Guam – Expect your water rates to up over the next few years. 

 

Good news for GWA as Fitch Ratings has upgraded GWA from a “BBB” rating to “BB” rating.  According to the report, GWA’s rating outlook has changed from ‘positive’ to ‘stable,’ thus allowing the water agency to have a better chance when they go out to the bond market. GWA has three years left in its five-year rate plan and until that plan is up in 3 years, residents can expect a steady increase in water rates. Consolidated commission on utilities chairman Joseph Duenas explains how this rating is tying in with their five-year rate plan.

 “But basically we will have raised rates in 15 years, about 120-percent and 80-percent of that is to pay for debt service. We have planned to borrow money in 2015, by the end of this calendar year,about 160 million dollars again, and by 2017, another 70 million dollars and the total nominal amount of borrowing that we will do when we’re finished in 27, will be 670 million dollars,” said Duenas

 Duenas says that most of the 670 million dollars will go towards making up for what he calls quote “60 years of neglect” by the old GWA or PUAG.

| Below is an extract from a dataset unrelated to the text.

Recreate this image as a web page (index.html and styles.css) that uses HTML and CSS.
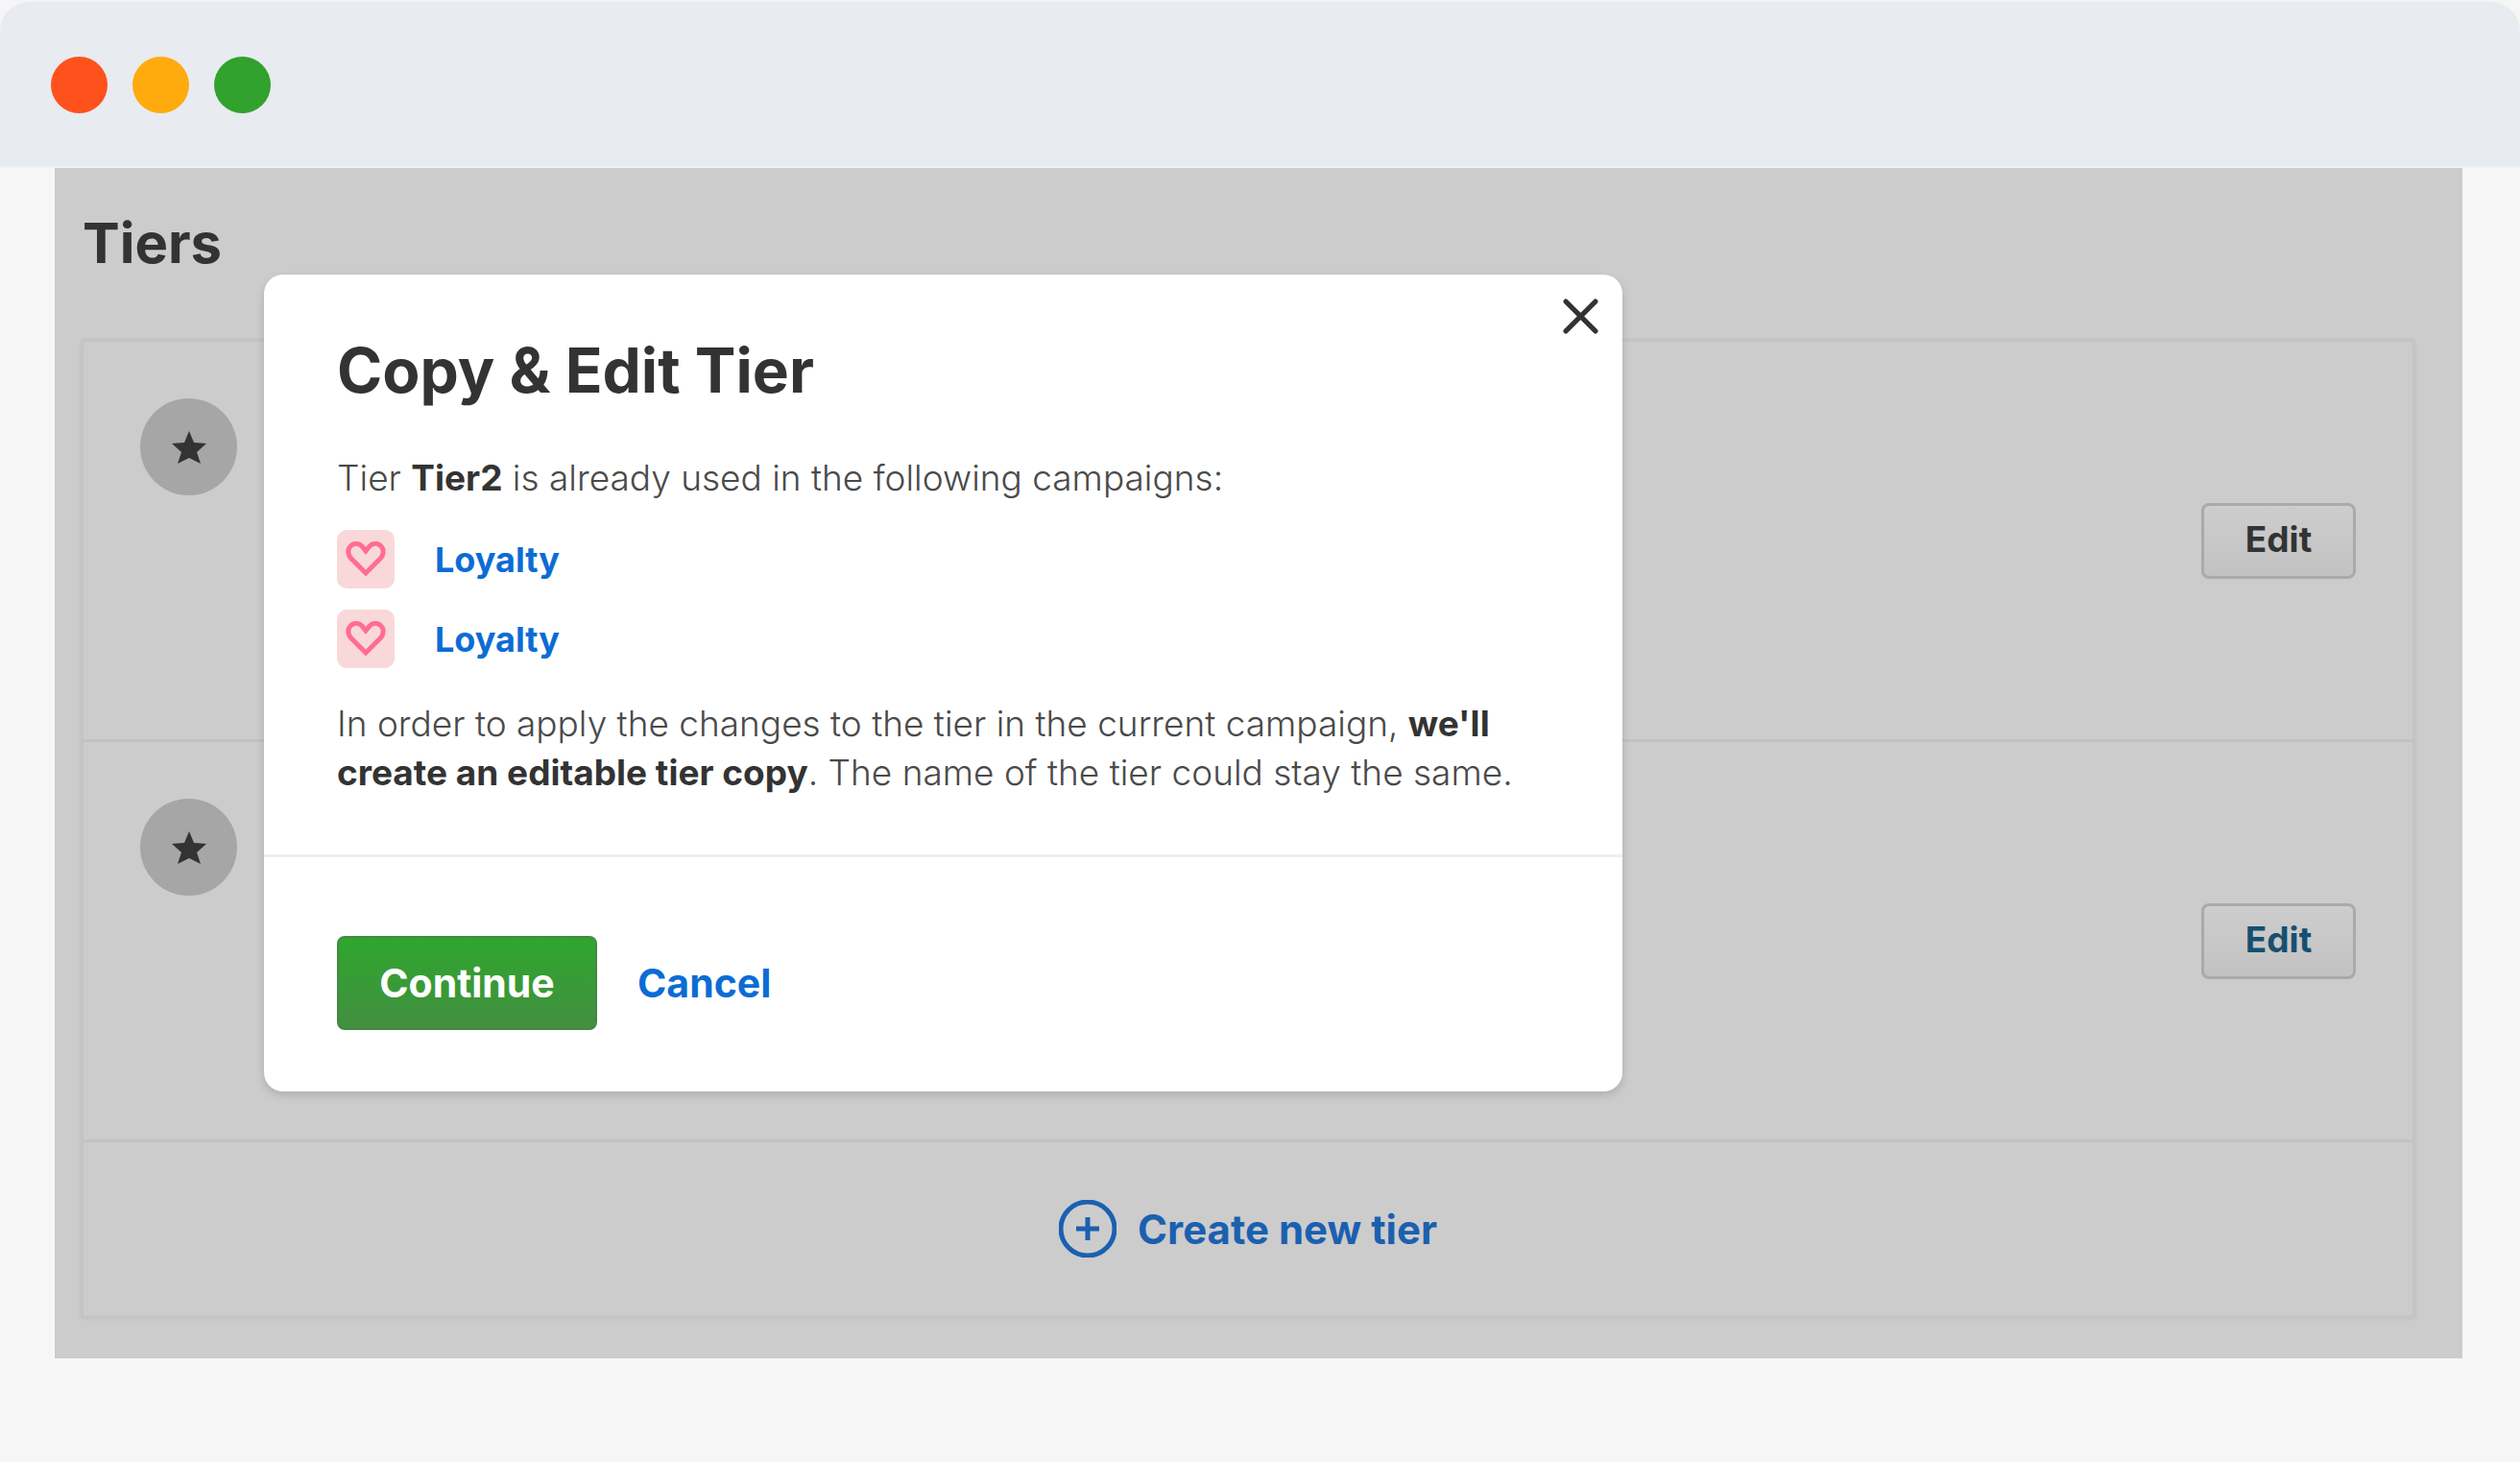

Duenas says that a large part of the $670,000,000, they will borrow over the years will go toward federal court ordered projects some of which deal with the island’s waste water system. He explains that there are two types of wastewater treatments. There is advanced primary and advanced secondary wastewater removal treatments. To convert a plant from primary to secondary is expensive.

 “So we were discharging and using advanced primary and we were not doing a good job of it. So we did clean up our two plants and make them now meet our, for the past 3 years they’ve been meeting the thing, but us EPA says we’re cancelling all of that, you all, San Diego, Hawaii, Alaska, you all have to go to secondary,” said Duenas.

 Duanes says that the EPA’s policy to eliminate advance primary methods have caused GWA to ask for more time to raise funds to switch their plants to advanced secondary. He says that the upcoming military buildup could help alleviate the 300 million dollar cost for that treatment, if the department of defense is willing to foot the bill. But he says that GWA will not ask to borrow another 300-million, on top of the 670 million they will have already borrowed.

 “Ok now, the military buildup, however holds the potential that if there’s 106, now we’ve told the military they have to put up the whole amount, but so far they have put a placeholder in a budget bill somewhere, 106 million, well if that helps us then we might use that and add money to it and take [it] to secondary, that’s what EPA wants, we keep telling them we cannot borrow anymore money. So that’s why the military has to come up with whole amount, were at 671 million, 300 million. That’s a billion dollars,” said Duenas.